**Source excerpt**
◆ ◆ ◆ ◆ ◆

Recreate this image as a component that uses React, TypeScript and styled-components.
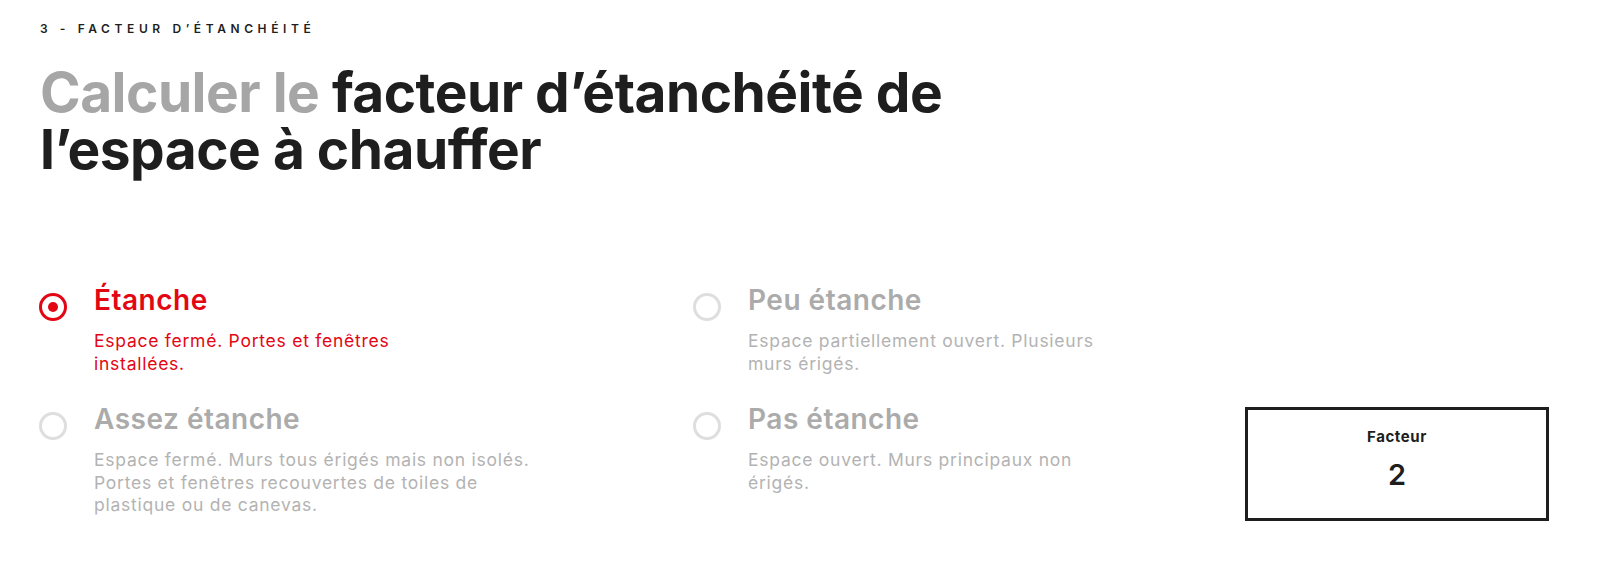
import React from "react";
import styled, { createGlobalStyle } from "styled-components";

const Global = createGlobalStyle`
  body { margin: 0; background: #fff; font-family: Inter, "Liberation Sans", sans-serif; color: #1e1e1e; }
`;

const Page = styled.div`
  padding: 21px 0 40px 40px;
`;

const Eyebrow = styled.div`
  font-size: 12px;
  line-height: 16px;
  font-weight: 600;
  letter-spacing: 4.6px;
  text-transform: uppercase;
`;

const Title = styled.h1`
  margin: 27px 0 0;
  font-size: 55px;
  line-height: 57px;
  font-weight: 700;
  letter-spacing: -0.5px;
`;

const Muted = styled.span`
  color: #a6a6a6;
`;

const Grid = styled.div`
  display: grid;
  grid-template-columns: 654px 1fr 304px;
  grid-template-areas:
    "a b ."
    "c d f";
  row-gap: 28px;
  margin: 106px 51px 0 -1px;
`;

const Option = styled.label<{ $area: string; $on?: boolean }>`
  grid-area: ${(p) => p.$area};
  display: grid;
  grid-template-columns: 28px 1fr;
  column-gap: 27px;
  align-items: start;
  color: ${(p) => (p.$on ? "#e30613" : "#ababab")};
  cursor: pointer;
`;

const Radio = styled.span<{ $on?: boolean }>`
  box-sizing: border-box;
  width: 28px;
  height: 28px;
  margin-top: 9px;
  border-radius: 50%;
  border: ${(p) => (p.$on ? "3.5px solid #e30613" : "3px solid #dedede")};
  display: flex;
  align-items: center;
  justify-content: center;
  &::after {
    content: "";
    width: 10px;
    height: 10px;
    border-radius: 50%;
    background: #e30613;
    display: ${(p) => (p.$on ? "block" : "none")};
  }
`;

const Name = styled.div`
  font-size: 28px;
  line-height: 32px;
  font-weight: 600;
  letter-spacing: 0.5px;
`;

const Desc = styled.p<{ $on?: boolean }>`
  margin: 14px 0 0;
  font-size: 17.5px;
  line-height: 22.5px;
  letter-spacing: 0.75px;
  color: ${(p) => (p.$on ? "#e30613" : "#b3b3b3")};
`;

const FactorBox = styled.div`
  grid-area: f;
  margin-top: 4px;
  height: 114px;
  box-sizing: border-box;
  border: 3px solid #1e1e1e;
  padding-top: 17px;
  text-align: center;
`;

const FactorLabel = styled.div`
  font-size: 15px;
  line-height: 19px;
  font-weight: 700;
  letter-spacing: 0.6px;
`;

const FactorValue = styled.div`
  margin-top: 12px;
  font-size: 29px;
  line-height: 34px;
  font-weight: 600;
`;

const options = [
  { area: "a", name: "Étanche", lines: ["Espace fermé. Portes et fenêtres", "installées."], on: true },
  { area: "b", name: "Peu étanche", lines: ["Espace partiellement ouvert. Plusieurs", "murs érigés."] },
  {
    area: "c",
    name: "Assez étanche",
    lines: ["Espace fermé. Murs tous érigés mais non isolés.", "Portes et fenêtres recouvertes de toiles de", "plastique ou de canevas."],
  },
  { area: "d", name: "Pas étanche", lines: ["Espace ouvert. Murs principaux non", "érigés."] },
];

export default function App() {
  return (
    <Page>
      <Global />
      <Eyebrow>3 - Facteur d’étanchéité</Eyebrow>
      <Title>
        <Muted>Calculer le</Muted> facteur d’étanchéité de
        <br />
        l’espace à chauffer
      </Title>
      <Grid>
        {options.map((o) => (
          <Option key={o.area} $area={o.area} $on={o.on}>
            <Radio $on={o.on} />
            <div>
              <Name>{o.name}</Name>
              <Desc $on={o.on}>
                {o.lines.map((l, i) => (
                  <React.Fragment key={i}>
                    {i > 0 && <br />}
                    {l}
                  </React.Fragment>
                ))}
              </Desc>
            </div>
          </Option>
        ))}
        <FactorBox>
          <FactorLabel>Facteur</FactorLabel>
          <FactorValue>2</FactorValue>
        </FactorBox>
      </Grid>
    </Page>
  );
}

◆ ◆ ◆ ◆ ◆

**Set problem**
Return each line exactly as written. Any picture gets left out.

**In response**
Recreate this image as a component that uses React, TypeScript and styled-components.
import React from "react";
import styled, { createGlobalStyle } from "styled-components";

const Global = createGlobalStyle`
  body { margin: 0; background: #fff; font-family: Inter, "Liberation Sans", sans-serif; color: #1e1e1e; }
`;

const Page = styled.div`
  padding: 21px 0 40px 40px;
`;

const Eyebrow = styled.div`
  font-size: 12px;
  line-height: 16px;
  font-weight: 600;
  letter-spacing: 4.6px;
  text-transform: uppercase;
`;

const Title = styled.h1`
  margin: 27px 0 0;
  font-size: 55px;
  line-height: 57px;
  font-weight: 700;
  letter-spacing: -0.5px;
`;

const Muted = styled.span`
  color: #a6a6a6;
`;

const Grid = styled.div`
  display: grid;
  grid-template-columns: 654px 1fr 304px;
  grid-template-areas:
    "a b ."
    "c d f";
  row-gap: 28px;
  margin: 106px 51px 0 -1px;
`;

const Option = styled.label<{ $area: string; $on?: boolean }>`
  grid-area: ${(p) => p.$area};
  display: grid;
  grid-template-columns: 28px 1fr;
  column-gap: 27px;
  align-items: start;
  color: ${(p) => (p.$on ? "#e30613" : "#ababab")};
  cursor: pointer;
`;

const Radio = styled.span<{ $on?: boolean }>`
  box-sizing: border-box;
  width: 28px;
  height: 28px;
  margin-top: 9px;
  border-radius: 50%;
  border: ${(p) => (p.$on ? "3.5px solid #e30613" : "3px solid #dedede")};
  display: flex;
  align-items: center;
  justify-content: center;
  &::after {
    content: "";
    width: 10px;
    height: 10px;
    border-radius: 50%;
    background: #e30613;
    display: ${(p) => (p.$on ? "block" : "none")};
  }
`;

const Name = styled.div`
  font-size: 28px;
  line-height: 32px;
  font-weight: 600;
  letter-spacing: 0.5px;
`;

const Desc = styled.p<{ $on?: boolean }>`
  margin: 14px 0 0;
  font-size: 17.5px;
  line-height: 22.5px;
  letter-spacing: 0.75px;
  color: ${(p) => (p.$on ? "#e30613" : "#b3b3b3")};
`;

const FactorBox = styled.div`
  grid-area: f;
  margin-top: 4px;
  height: 114px;
  box-sizing: border-box;
  border: 3px solid #1e1e1e;
  padding-top: 17px;
  text-align: center;
`;

const FactorLabel = styled.div`
  font-size: 15px;
  line-height: 19px;
  font-weight: 700;
  letter-spacing: 0.6px;
`;

const FactorValue = styled.div`
  margin-top: 12px;
  font-size: 29px;
  line-height: 34px;
  font-weight: 600;
`;

const options = [
  { area: "a", name: "Étanche", lines: ["Espace fermé. Portes et fenêtres", "installées."], on: true },
  { area: "b", name: "Peu étanche", lines: ["Espace partiellement ouvert. Plusieurs", "murs érigés."] },
  {
    area: "c",
    name: "Assez étanche",
    lines: ["Espace fermé. Murs tous érigés mais non isolés.", "Portes et fenêtres recouvertes de toiles de", "plastique ou de canevas."],
  },
  { area: "d", name: "Pas étanche", lines: ["Espace ouvert. Murs principaux non", "érigés."] },
];

export default function App() {
  return (
    <Page>
      <Global />
      <Eyebrow>3 - Facteur d’étanchéité</Eyebrow>
      <Title>
        <Muted>Calculer le</Muted> facteur d’étanchéité de
        <br />
        l’espace à chauffer
      </Title>
      <Grid>
        {options.map((o) => (
          <Option key={o.area} $area={o.area} $on={o.on}>
            <Radio $on={o.on} />
            <div>
              <Name>{o.name}</Name>
              <Desc $on={o.on}>
                {o.lines.map((l, i) => (
                  <React.Fragment key={i}>
                    {i > 0 && <br />}
                    {l}
                  </React.Fragment>
                ))}
              </Desc>
            </div>
          </Option>
        ))}
        <FactorBox>
          <FactorLabel>Facteur</FactorLabel>
          <FactorValue>2</FactorValue>
        </FactorBox>
      </Grid>
    </Page>
  );
}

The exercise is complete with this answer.